● **Goal**
Search the material for "code" and show all lines that contain it.

start

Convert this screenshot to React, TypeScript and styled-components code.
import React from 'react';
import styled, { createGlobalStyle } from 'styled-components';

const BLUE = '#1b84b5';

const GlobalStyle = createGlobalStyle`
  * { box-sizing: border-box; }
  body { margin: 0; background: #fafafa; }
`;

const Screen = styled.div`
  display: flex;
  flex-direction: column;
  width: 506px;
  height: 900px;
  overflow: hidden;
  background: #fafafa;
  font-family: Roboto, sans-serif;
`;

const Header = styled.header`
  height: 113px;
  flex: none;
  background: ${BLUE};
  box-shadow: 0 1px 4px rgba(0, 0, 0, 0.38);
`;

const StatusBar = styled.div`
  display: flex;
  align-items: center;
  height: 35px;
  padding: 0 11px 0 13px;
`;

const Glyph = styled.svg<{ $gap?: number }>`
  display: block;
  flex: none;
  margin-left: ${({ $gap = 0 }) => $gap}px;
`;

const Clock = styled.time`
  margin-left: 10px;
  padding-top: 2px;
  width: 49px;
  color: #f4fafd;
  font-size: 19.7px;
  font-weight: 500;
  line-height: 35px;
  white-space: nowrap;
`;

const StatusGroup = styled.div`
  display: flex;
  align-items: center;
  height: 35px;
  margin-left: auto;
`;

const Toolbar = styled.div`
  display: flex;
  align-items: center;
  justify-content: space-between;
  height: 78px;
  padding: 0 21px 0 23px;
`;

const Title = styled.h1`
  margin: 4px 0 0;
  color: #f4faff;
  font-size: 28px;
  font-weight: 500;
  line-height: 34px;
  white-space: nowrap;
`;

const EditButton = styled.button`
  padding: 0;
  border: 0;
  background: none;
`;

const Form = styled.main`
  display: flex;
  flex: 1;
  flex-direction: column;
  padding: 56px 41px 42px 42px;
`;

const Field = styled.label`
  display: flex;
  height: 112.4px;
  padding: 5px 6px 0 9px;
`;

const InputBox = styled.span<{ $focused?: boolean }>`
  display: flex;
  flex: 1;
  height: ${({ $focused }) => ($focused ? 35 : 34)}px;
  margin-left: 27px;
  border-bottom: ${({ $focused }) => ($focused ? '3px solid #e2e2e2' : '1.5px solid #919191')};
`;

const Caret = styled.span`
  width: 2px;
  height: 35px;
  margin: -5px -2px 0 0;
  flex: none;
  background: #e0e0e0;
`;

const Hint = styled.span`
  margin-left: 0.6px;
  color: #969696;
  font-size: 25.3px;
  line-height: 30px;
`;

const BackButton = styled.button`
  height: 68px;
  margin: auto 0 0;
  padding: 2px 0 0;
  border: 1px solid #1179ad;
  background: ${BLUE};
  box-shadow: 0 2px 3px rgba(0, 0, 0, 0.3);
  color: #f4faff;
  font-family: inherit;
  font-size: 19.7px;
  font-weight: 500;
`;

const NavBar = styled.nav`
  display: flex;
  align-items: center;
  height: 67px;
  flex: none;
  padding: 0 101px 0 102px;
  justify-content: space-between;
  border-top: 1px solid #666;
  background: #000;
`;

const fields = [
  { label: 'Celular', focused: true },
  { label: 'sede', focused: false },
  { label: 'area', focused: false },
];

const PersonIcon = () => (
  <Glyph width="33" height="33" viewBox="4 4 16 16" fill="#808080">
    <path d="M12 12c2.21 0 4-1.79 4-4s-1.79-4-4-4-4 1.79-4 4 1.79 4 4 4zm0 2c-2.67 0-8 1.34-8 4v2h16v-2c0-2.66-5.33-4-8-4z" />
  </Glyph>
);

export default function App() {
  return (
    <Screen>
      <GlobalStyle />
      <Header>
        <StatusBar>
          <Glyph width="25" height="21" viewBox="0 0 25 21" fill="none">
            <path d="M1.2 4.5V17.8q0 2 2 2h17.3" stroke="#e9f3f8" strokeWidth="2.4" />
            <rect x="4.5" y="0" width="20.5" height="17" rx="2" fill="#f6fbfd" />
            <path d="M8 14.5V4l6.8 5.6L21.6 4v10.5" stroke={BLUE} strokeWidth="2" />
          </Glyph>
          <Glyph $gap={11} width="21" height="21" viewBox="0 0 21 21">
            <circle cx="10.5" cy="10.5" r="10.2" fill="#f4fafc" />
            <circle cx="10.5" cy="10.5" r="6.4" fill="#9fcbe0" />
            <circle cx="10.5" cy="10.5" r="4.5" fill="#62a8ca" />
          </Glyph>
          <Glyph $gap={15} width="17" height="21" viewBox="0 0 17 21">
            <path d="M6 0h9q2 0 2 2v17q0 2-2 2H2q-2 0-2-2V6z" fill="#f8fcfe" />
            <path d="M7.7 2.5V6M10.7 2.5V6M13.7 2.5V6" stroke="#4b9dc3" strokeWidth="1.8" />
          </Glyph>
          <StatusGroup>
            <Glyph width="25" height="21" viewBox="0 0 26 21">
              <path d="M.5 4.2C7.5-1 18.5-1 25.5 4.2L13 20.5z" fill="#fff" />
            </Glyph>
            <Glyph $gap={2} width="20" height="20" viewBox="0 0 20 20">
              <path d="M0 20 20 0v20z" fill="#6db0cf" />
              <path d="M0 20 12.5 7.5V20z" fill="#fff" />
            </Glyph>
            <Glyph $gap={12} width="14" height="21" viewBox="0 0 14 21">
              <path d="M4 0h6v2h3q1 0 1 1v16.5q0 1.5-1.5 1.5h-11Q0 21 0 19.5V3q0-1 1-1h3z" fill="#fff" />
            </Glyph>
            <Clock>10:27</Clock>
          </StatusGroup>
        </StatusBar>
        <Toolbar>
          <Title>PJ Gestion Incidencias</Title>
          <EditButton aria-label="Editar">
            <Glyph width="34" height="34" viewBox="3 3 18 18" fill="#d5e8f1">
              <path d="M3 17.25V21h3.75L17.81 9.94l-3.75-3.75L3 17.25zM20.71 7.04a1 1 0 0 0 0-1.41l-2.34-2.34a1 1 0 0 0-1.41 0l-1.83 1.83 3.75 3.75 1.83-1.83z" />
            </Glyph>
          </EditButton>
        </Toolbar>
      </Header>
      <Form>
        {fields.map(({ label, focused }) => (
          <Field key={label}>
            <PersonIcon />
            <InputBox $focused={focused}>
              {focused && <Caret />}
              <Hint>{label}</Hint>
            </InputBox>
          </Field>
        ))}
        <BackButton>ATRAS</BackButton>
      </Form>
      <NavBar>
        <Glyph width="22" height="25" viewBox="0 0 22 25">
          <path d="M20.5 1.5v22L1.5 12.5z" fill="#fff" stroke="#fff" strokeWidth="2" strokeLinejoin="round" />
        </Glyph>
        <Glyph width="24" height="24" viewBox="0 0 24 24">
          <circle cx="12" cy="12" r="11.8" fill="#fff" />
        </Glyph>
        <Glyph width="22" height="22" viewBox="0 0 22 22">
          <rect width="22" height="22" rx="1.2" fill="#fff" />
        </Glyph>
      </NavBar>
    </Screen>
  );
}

end
start

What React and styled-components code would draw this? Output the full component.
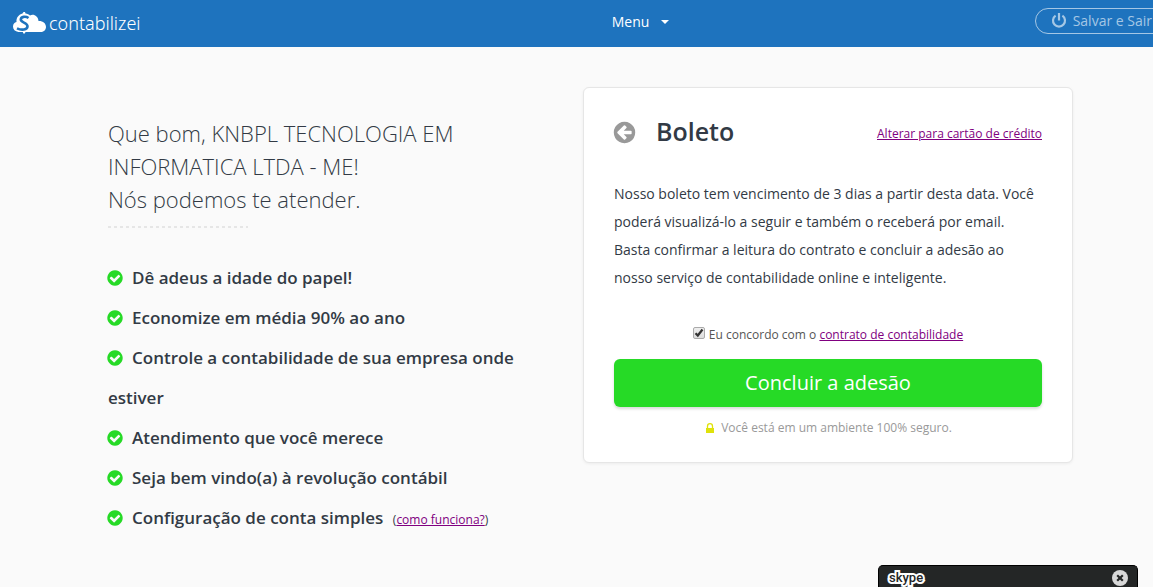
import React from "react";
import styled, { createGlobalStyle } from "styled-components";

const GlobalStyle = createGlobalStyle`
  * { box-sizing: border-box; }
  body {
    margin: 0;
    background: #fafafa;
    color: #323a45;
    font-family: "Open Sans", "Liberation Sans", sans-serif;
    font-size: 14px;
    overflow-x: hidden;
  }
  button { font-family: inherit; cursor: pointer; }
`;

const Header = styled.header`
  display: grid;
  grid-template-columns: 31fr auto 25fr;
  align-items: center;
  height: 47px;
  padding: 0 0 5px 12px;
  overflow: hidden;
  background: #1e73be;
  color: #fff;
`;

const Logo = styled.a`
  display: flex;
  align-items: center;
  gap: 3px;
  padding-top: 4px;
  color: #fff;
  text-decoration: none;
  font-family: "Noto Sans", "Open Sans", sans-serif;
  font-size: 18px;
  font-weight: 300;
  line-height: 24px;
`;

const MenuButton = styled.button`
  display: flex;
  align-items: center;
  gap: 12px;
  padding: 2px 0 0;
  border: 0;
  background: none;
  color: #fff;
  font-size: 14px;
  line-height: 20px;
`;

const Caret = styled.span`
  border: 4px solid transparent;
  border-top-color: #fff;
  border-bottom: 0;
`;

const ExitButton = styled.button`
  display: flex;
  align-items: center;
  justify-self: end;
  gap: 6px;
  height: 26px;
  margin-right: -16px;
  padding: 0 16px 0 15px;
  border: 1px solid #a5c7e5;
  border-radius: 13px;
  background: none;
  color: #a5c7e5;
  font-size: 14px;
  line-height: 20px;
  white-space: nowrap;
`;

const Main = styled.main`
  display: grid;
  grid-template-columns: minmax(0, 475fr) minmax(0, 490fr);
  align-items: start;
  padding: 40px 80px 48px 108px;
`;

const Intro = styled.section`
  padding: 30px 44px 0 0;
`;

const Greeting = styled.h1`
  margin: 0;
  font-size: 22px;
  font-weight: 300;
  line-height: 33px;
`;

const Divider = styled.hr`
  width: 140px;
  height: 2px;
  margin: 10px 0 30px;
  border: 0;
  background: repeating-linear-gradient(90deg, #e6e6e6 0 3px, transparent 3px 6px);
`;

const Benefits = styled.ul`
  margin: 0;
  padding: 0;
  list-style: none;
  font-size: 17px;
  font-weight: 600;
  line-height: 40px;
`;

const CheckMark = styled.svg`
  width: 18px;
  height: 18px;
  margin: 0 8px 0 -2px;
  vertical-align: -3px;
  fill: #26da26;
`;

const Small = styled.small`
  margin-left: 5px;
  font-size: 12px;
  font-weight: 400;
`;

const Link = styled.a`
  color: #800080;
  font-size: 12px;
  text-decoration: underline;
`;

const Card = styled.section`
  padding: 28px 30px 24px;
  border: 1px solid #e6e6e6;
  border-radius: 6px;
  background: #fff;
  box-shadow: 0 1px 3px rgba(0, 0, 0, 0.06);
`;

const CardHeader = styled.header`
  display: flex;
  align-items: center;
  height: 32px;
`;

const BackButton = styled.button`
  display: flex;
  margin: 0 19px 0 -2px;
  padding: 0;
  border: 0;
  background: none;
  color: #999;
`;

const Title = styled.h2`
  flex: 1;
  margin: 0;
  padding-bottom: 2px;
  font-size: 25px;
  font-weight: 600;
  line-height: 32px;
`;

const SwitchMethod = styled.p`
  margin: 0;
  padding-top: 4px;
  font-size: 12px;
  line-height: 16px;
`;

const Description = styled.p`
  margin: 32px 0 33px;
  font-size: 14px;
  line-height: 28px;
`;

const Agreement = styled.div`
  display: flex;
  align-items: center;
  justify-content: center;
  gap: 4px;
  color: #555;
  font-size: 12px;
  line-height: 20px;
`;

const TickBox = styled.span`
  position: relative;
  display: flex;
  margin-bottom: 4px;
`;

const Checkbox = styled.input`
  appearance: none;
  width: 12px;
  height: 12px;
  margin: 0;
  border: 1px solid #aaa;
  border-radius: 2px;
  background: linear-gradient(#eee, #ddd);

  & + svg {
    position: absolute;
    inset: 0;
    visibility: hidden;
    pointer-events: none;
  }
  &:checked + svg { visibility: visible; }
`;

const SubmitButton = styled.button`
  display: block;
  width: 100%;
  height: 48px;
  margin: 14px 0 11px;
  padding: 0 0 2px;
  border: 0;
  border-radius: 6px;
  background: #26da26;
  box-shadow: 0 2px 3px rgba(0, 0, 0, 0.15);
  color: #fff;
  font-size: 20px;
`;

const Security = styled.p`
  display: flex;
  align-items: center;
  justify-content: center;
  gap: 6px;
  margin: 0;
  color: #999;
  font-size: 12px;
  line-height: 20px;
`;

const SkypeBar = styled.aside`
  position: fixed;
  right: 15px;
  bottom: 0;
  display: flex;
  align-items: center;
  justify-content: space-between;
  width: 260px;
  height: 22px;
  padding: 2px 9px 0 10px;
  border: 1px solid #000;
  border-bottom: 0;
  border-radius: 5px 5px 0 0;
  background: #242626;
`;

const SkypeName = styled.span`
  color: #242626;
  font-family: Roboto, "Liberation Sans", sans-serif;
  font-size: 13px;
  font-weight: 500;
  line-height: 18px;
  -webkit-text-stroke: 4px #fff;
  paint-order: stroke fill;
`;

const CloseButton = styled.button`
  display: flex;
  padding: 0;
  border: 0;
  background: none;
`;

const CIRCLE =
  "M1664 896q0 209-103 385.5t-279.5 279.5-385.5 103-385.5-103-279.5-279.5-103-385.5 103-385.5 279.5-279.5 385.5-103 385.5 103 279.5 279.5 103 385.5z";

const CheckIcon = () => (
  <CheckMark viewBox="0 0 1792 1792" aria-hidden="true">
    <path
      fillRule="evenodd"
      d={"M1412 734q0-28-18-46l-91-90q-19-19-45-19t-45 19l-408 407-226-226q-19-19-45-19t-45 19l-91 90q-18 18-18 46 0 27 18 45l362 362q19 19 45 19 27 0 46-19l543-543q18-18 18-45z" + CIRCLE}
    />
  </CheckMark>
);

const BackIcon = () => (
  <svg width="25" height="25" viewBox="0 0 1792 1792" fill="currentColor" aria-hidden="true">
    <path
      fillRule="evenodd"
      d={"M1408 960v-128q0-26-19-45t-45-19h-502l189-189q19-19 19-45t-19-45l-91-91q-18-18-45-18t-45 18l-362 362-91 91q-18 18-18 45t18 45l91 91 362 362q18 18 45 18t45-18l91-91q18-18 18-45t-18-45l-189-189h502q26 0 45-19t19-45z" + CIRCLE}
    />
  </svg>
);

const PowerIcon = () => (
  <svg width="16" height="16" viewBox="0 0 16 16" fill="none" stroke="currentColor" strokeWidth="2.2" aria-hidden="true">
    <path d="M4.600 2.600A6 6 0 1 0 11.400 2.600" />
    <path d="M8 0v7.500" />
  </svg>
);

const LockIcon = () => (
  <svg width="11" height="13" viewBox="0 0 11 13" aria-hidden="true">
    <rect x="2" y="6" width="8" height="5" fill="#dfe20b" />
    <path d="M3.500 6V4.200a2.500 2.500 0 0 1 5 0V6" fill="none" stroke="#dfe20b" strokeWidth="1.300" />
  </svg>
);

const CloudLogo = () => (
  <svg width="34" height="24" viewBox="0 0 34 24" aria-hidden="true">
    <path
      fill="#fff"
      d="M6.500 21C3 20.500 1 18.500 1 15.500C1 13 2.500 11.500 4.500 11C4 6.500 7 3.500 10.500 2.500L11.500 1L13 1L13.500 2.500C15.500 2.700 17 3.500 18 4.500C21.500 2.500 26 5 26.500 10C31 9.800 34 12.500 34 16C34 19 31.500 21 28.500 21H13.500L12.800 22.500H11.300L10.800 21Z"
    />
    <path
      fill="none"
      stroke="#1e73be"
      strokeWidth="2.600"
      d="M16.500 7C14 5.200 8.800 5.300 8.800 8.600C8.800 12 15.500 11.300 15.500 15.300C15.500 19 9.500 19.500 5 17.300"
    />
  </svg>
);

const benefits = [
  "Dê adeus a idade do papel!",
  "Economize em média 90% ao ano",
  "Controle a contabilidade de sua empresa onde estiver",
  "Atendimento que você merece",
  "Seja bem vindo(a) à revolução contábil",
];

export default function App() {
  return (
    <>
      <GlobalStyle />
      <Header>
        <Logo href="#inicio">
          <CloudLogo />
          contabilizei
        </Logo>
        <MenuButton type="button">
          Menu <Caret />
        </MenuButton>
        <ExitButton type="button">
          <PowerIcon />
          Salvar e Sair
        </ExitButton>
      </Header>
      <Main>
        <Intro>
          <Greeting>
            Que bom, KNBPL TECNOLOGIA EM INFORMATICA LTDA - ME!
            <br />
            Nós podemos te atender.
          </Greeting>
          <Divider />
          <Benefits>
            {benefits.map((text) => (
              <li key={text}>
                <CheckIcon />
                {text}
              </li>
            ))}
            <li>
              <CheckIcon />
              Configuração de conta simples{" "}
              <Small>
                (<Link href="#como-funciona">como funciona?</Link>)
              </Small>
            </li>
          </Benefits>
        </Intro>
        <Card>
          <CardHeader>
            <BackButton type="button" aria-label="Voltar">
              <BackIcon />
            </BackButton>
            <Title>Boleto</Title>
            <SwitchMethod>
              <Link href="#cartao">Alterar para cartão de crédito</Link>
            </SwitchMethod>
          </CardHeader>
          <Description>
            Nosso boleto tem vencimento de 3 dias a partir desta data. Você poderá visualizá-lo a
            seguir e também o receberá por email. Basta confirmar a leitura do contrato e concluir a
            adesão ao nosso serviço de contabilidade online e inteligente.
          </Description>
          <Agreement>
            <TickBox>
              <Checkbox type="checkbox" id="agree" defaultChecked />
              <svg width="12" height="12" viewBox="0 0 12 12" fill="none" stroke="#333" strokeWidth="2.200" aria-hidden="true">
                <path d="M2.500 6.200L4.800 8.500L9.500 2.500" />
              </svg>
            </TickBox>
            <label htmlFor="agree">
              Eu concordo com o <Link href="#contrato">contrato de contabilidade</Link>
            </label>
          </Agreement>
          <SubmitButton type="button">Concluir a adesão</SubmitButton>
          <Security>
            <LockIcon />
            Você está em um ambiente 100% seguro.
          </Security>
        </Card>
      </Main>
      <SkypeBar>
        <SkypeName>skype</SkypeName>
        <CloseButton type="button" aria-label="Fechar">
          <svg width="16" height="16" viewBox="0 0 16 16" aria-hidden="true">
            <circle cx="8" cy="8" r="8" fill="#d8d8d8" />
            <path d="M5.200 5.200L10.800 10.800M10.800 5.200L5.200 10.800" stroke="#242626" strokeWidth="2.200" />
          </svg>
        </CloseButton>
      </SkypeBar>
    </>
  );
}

end

● **Solution to this problem**
Convert this screenshot to React, TypeScript and styled-components code.
What React and styled-components code would draw this? Output the full component.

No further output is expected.